The exercise: In this exercise, return the whole listing exactly, excluding any images.

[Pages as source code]
·····
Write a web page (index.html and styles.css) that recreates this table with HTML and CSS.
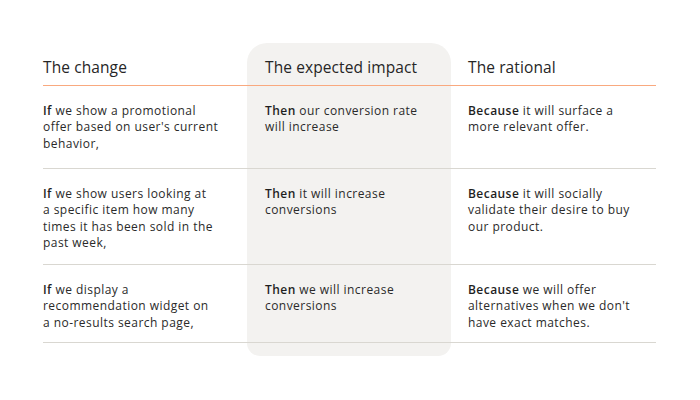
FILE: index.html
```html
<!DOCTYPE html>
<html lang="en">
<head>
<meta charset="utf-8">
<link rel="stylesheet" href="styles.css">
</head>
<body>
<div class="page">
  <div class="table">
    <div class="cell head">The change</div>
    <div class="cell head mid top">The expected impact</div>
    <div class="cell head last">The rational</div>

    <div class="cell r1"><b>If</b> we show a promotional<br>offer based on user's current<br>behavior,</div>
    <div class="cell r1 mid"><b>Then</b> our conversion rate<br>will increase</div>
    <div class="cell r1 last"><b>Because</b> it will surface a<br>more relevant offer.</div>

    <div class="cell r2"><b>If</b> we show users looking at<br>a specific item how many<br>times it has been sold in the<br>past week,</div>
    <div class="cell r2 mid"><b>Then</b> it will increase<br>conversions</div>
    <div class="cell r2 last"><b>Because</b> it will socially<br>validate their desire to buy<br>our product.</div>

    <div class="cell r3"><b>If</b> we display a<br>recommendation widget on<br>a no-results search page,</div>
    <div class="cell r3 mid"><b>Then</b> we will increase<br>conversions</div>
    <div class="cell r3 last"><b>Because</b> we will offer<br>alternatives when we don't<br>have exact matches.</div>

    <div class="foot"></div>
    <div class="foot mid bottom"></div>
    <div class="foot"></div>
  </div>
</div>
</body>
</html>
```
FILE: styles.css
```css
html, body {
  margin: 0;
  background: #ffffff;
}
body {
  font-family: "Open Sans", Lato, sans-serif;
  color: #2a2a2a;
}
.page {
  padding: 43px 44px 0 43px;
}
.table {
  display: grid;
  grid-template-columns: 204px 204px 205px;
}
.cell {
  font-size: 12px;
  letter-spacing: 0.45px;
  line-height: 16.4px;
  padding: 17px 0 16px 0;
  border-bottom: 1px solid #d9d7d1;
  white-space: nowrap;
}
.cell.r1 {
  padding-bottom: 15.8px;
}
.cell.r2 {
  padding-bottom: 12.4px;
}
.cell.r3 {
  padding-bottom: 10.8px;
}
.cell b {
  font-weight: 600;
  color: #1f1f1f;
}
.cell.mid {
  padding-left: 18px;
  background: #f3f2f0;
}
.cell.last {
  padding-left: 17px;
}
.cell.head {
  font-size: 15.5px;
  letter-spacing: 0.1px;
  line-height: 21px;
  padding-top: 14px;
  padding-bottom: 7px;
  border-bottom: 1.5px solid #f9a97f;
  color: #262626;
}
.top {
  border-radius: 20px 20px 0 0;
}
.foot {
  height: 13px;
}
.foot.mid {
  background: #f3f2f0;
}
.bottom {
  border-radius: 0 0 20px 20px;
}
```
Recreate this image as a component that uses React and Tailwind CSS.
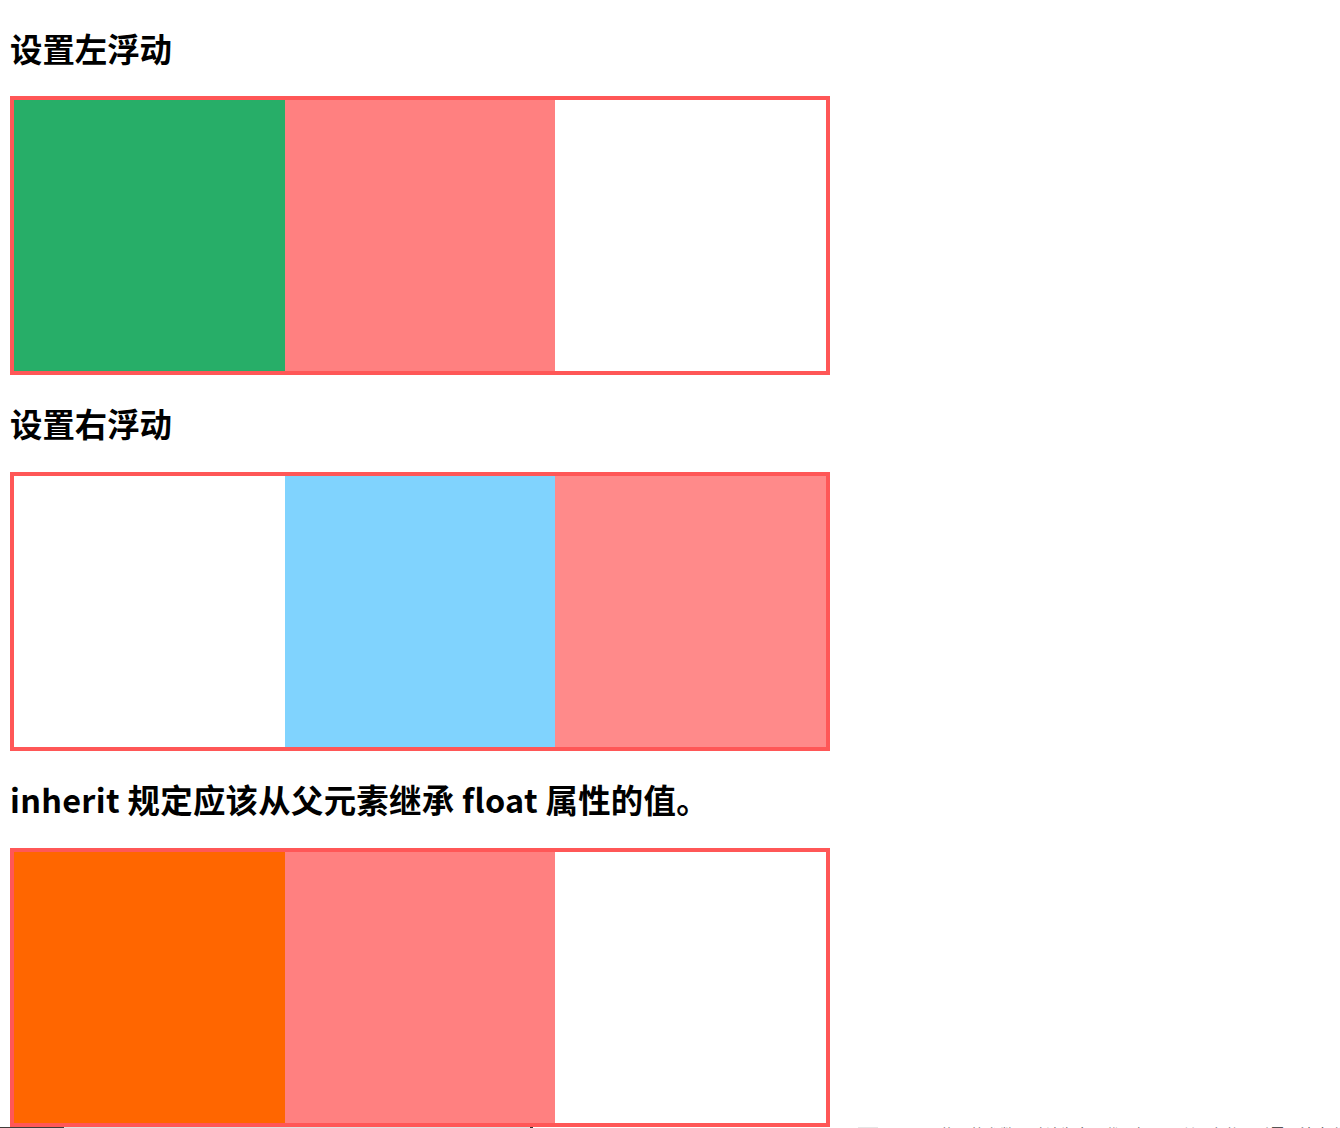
·····
Solution for this problem:
Write a web page (index.html and styles.css) that recreates this table with HTML and CSS.
FILE: index.html
```html
<!DOCTYPE html>
<html lang="en">
<head>
<meta charset="utf-8">
<link rel="stylesheet" href="styles.css">
</head>
<body>
<div class="page">
  <div class="table">
    <div class="cell head">The change</div>
    <div class="cell head mid top">The expected impact</div>
    <div class="cell head last">The rational</div>

    <div class="cell r1"><b>If</b> we show a promotional<br>offer based on user's current<br>behavior,</div>
    <div class="cell r1 mid"><b>Then</b> our conversion rate<br>will increase</div>
    <div class="cell r1 last"><b>Because</b> it will surface a<br>more relevant offer.</div>

    <div class="cell r2"><b>If</b> we show users looking at<br>a specific item how many<br>times it has been sold in the<br>past week,</div>
    <div class="cell r2 mid"><b>Then</b> it will increase<br>conversions</div>
    <div class="cell r2 last"><b>Because</b> it will socially<br>validate their desire to buy<br>our product.</div>

    <div class="cell r3"><b>If</b> we display a<br>recommendation widget on<br>a no-results search page,</div>
    <div class="cell r3 mid"><b>Then</b> we will increase<br>conversions</div>
    <div class="cell r3 last"><b>Because</b> we will offer<br>alternatives when we don't<br>have exact matches.</div>

    <div class="foot"></div>
    <div class="foot mid bottom"></div>
    <div class="foot"></div>
  </div>
</div>
</body>
</html>
```
FILE: styles.css
```css
html, body {
  margin: 0;
  background: #ffffff;
}
body {
  font-family: "Open Sans", Lato, sans-serif;
  color: #2a2a2a;
}
.page {
  padding: 43px 44px 0 43px;
}
.table {
  display: grid;
  grid-template-columns: 204px 204px 205px;
}
.cell {
  font-size: 12px;
  letter-spacing: 0.45px;
  line-height: 16.4px;
  padding: 17px 0 16px 0;
  border-bottom: 1px solid #d9d7d1;
  white-space: nowrap;
}
.cell.r1 {
  padding-bottom: 15.8px;
}
.cell.r2 {
  padding-bottom: 12.4px;
}
.cell.r3 {
  padding-bottom: 10.8px;
}
.cell b {
  font-weight: 600;
  color: #1f1f1f;
}
.cell.mid {
  padding-left: 18px;
  background: #f3f2f0;
}
.cell.last {
  padding-left: 17px;
}
.cell.head {
  font-size: 15.5px;
  letter-spacing: 0.1px;
  line-height: 21px;
  padding-top: 14px;
  padding-bottom: 7px;
  border-bottom: 1.5px solid #f9a97f;
  color: #262626;
}
.top {
  border-radius: 20px 20px 0 0;
}
.foot {
  height: 13px;
}
.foot.mid {
  background: #f3f2f0;
}
.bottom {
  border-radius: 0 0 20px 20px;
}
```
Recreate this image as a component that uses React and Tailwind CSS.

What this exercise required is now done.